Railway station in Lippstadt, Germany

Lippstadt station is a stop for long-distance services on the Mid-Germany Railway (Mitte-Deutschland-Verbindung) in the town of Lippstadt in the district of Soest, in the German state of North Rhine-Westphalia. It is on the Hamm–Warburg and the Munster–Warstein railways. Until 1979, the Rheda Railway also branched off to Rheda.

==Services==
Lippstadt is served once a day by the IC 51 Intercity service from Düsseldorf to Gera and return. It is served by the Rhein-Hellweg-Express at hourly intervals and the RB 89 (Ems-Börde-Bahn) stopping service every 30 minutes. The NRW-Express is operated by National Express Germany and the Ems-Börde-Bahn is operated by Eurobahn (Keolis).

| Line | Line name | Route |
| IC 51 | Mitte-Deutschland-Verbindung | Düsseldorf – Hamm – Lippstadt – Paderborn – Kassel – Erfurt – Gera |  |
| RE 11 | Rhein-Hellweg-Express | Düsseldorf – Düsseldorf Airport – Duisburg – Essen – Dortmund – Hamm – Lippstadt – Paderborn – Kassel |
| RB 89 | Ems-Börde-Bahn | Münster (Westf) – Hamm – Lippstadt – Paderborn – Warburg |

==History==

The main line between Hamm and Paderborn was opened on 4 October 1850 by the Royal Westphalian Railway Company (Königlich-Westfälische Eisenbahn, KWE).
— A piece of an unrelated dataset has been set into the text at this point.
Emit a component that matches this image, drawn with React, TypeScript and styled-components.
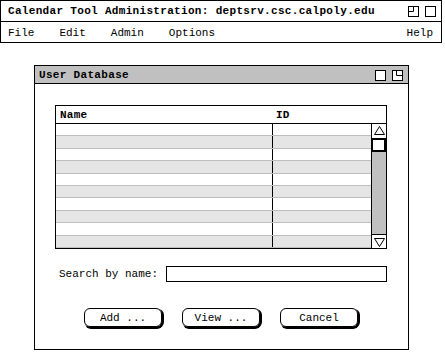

The extension to Warburg was opened in 1853. The line from Munster to Warstein was opened on 31 October 1883. The line to Rheda followed a few years later. Operations on the north-south route of the Westfälische Landes-Eisenbahn (Westphalian State Railway) between Münster and Warstein was closed in two stages for passenger services up to 1975. Today it is used purely as a freight line. In 1979, passenger services were finally closed to Rheda. This line is now abandoned and largely dismantled. The Lippstadt-Nord station on the line to Beckum/Neubeckum was completely demolished in 1987 (station building, freight shed, loading ramp, rail tracks) and only the now non-functional signal box, which was built in 1910, and the main track survive. The headquarters of the Westfälische Landes-Eisenbahn along with its local freight terminal and central workshop are also near the former Lippstadt-Nord station.

==Connections==
The station is located just south of central Lippstadt and the pedestrian zone. Opposite the station is the central bus station, where there is access to the city and regional bus lines, as well as to express bus line S60 to Warstein.

==Station building==
The station building is a functional building from the seventies. It houses a DB ticket office, a DB Service-Store, a bicycle parking facility, toilets and a fast food restaurant.

==Access==
The station has barrier-free access to platform 1 and the entrance building via ramps, platforms tracks 2 and 3 are accessible by lift. Platform 1 is equipped with a tactile guidance system for the visually impaired.

==Regional transport association==
The town of Lippstadt is part of the Verkehrsgemeinschaft Ruhr-Lippe (transport community of Westphalia-Lippe).